Parents and carers are the key people in educating their children about relationships and sex. Often, children want their parents/carers to be the first people who talk to them about relationships and sex. Parents and carers have a unique emotional relationship with their child and knowledge of their maturity and they can respond to their questions about more spontaneously as they arise. The teaching offered by school should complement and support the teaching you provide at home. The NSPCC has good advice and resources to

keep your child informed and safe, such as The Pants Rule.

Statutory guidance from the government in primary education from

September 2020:

  • Parents will not be able to withdraw their children from any aspect of

  • Relationships Education or Health Education (which includes learning about the changing adolescent body and puberty).

  • Parents will be able to withdraw their children from any aspects of Sex Education other than those which are part of the science curriculum. (Note that sex education will not be statutory in primary schools, however the new statutory guidance makes clear that schools should still provide a programme of age appropriate sex education)

  • Head teachers in primary schools must grant requests to withdraw a pupil from sex education, other than where it is part of the science curriculum, after a discussion with the parent / carer.

  • Where pupils are withdrawn from sex education, school will document the process and will ensure that the pupil receives appropriate, purposeful education during the period of withdrawal.

Impact

Teaching PSHE through Jigsaw will prepare children for life, helping them really know and value who they truly are and understand how they relate to other people in this ever-changing world. Children develop the skills to express their own views without fear of judgement by others. They are supported in making their own decisions about their choices in life. 

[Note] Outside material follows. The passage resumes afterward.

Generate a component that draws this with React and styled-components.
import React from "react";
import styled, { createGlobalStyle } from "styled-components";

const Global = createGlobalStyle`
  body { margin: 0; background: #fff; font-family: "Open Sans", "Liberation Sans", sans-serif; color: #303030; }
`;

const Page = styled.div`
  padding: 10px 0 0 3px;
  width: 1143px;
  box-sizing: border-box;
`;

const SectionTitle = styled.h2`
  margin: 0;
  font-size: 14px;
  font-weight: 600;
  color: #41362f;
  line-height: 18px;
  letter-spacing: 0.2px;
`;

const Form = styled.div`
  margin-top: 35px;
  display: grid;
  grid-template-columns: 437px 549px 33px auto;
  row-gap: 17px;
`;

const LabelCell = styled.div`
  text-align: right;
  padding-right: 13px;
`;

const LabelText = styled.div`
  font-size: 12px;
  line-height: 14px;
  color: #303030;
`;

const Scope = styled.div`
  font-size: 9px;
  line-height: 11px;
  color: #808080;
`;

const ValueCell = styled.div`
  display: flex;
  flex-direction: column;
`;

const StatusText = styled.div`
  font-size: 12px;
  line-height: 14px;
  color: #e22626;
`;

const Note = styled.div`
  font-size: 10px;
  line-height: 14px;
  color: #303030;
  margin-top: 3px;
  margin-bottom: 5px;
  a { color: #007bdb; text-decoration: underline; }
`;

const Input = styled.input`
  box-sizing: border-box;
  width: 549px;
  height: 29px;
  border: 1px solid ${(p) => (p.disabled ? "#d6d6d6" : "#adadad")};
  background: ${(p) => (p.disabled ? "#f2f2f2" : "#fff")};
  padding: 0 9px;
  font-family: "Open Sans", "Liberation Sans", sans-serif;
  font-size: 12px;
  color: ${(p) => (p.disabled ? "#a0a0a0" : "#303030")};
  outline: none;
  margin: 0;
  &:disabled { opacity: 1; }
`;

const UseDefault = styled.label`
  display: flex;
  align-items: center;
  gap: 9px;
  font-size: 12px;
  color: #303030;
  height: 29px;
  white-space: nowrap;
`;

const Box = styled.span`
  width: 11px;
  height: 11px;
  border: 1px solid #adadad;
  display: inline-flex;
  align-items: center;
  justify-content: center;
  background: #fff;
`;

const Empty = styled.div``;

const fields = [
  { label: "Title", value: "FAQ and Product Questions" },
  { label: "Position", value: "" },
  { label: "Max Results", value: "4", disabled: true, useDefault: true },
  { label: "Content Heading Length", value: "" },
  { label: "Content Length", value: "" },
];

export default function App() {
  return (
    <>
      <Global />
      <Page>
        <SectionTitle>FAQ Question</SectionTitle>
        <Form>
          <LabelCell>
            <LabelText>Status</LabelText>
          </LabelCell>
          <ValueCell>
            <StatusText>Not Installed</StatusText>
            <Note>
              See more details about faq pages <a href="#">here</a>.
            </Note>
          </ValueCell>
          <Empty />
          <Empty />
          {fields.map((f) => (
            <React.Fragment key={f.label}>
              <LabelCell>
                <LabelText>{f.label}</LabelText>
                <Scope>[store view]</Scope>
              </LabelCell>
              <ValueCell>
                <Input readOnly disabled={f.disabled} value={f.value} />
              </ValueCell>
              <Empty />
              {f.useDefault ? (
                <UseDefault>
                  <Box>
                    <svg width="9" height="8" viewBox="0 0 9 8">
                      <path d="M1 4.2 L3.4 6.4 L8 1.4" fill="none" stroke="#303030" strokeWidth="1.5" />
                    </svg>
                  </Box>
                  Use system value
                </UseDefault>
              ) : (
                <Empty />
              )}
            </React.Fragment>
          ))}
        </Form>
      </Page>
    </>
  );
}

Sensitive issues and their language are taught in a sensitive and age-appropriate manner, enabling pupils to be well informed and aware of how to make safe choices and healthy relationships. Influences such as peers, media and the internet and its contents are discussed, and children are allowed and encouraged to form their own moral standpoint about the dangers of being compelled to behave in any way by outside influences. Children are taught how to be assertive and resist such pressures, enhancing their resilience and ability to stay safe and get help if needed.

The safe ethos of the classroom will ensure that every child has the right and chance to speak and be heard. The open-ended and discursive nature of the lessons ensures that those children with SEND will be access the materials and outcomes.